I know better. I know better!! So why did I whine yesterday about waking up in the middle of the night over a few dishes rattling around the kitchen? I know not to complain. Because I always find out just how much worse it could be. It's like karma's favorite thing to say to me is, "I'll give you something to cry about."
Last night I took a Benadryl right before I climbed the stairs, expecting fewer sneezes and a nice healing sleep to make up for the kitchen incident. At around 3 am, I heard a noise that I thought was my alarm, but it stopped before I could wake up enough to figure out what it was. I reached for the phone and found it was a missed call, so I called back, prepared to make my first sentence, "this had better be an emergency." I didn't have to. My daughter opened with "there is an inch and a half of water on the floor." Oh, great. This garden level condo has flooded before, when spring ice melts came through from the unit above. I was barely awake, but my initial assumption was that it was the same problem, brought about again by rain.

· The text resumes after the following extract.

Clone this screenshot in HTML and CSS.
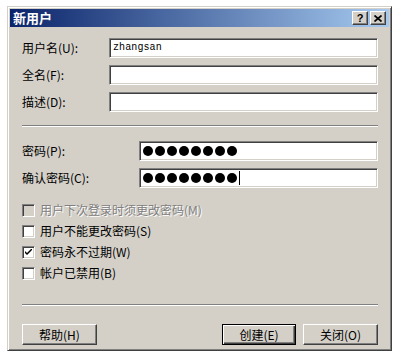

Eventually I pulled my brain out of antihistamine hibernation, and started asking pertinent questions, like "are your surge protector strips still plugged in and on the floor?"
My daughters, their roommates, and all assembled pets were evacuated early this morning. So far everyone is safe. And I'm trying to plan a trip out to assess the damage and meet with the insurance adjusters. I am giving it a few days, since the rain isn't even due to stop until Sunday or Monday. I hope we have seen the worst already, and no more water will come inside.